Why QR Menus Are Quietly Replacing Paper in the UAE
What changed in the last twelve months for restaurants in Dubai and Abu Dhabi — and what owners are doing about it.
Walk into a restaurant in Dubai Marina on a Friday night and you'll see something that didn't exist three years ago. Every other table is leaning over a phone, scrolling through the menu before the waiter has even arrived. The shift is quiet, but it's real — and for owners still printing 200 paper menus a quarter, it's starting to cost money.
What changed in the last year
Three things moved at the same time, and that's what turned this from a fashion into a trend.
- A reasonable A4 menu reprint in the UAE — translation review, design tweaks, lamination — runs AED 25–40 a copy.

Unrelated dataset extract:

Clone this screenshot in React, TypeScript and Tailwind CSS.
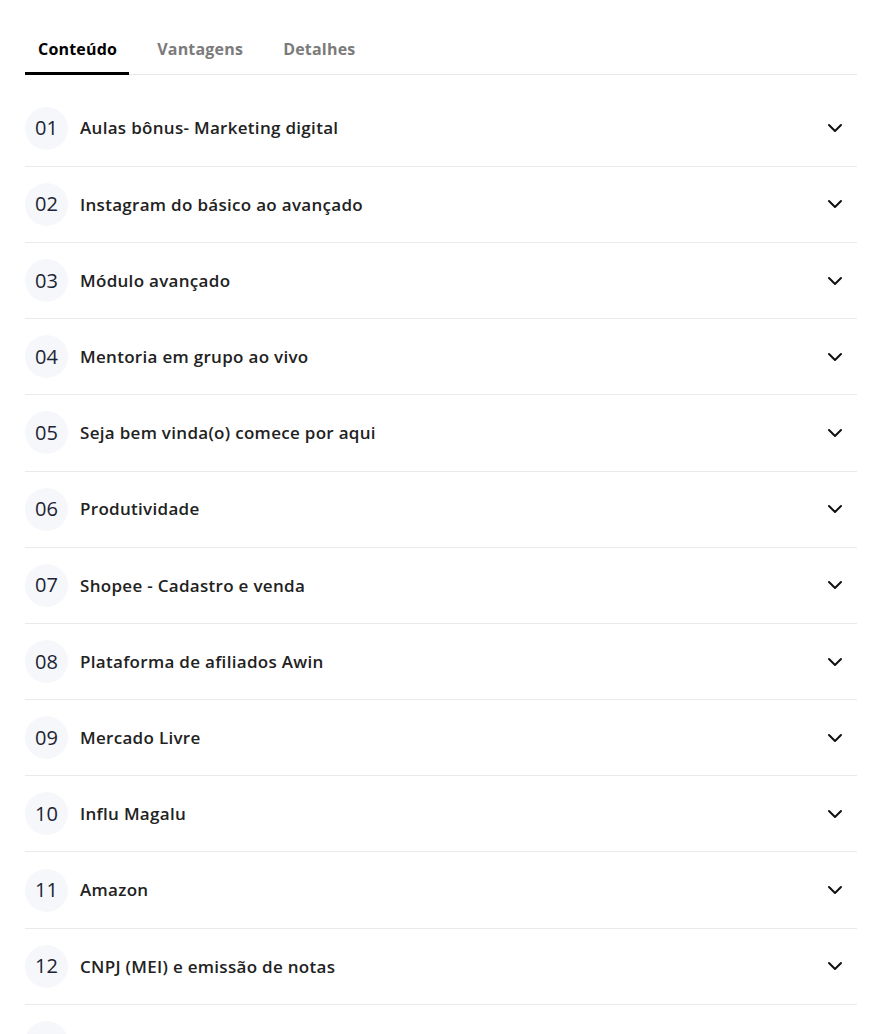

- Most kitchens refresh the menu every 8–12 weeks, either because suppliers shift or because the chef has another idea.
- In tourist-heavy zones, 35–60% of guests don't read English or Arabic comfortably — Chinese, Russian, Korean, Japanese, French. A bilingual menu doesn't cover them. A five-language menu doesn't either.
"We were reprinting menus before every long weekend. By the third reprint of the year, finance starts asking questions."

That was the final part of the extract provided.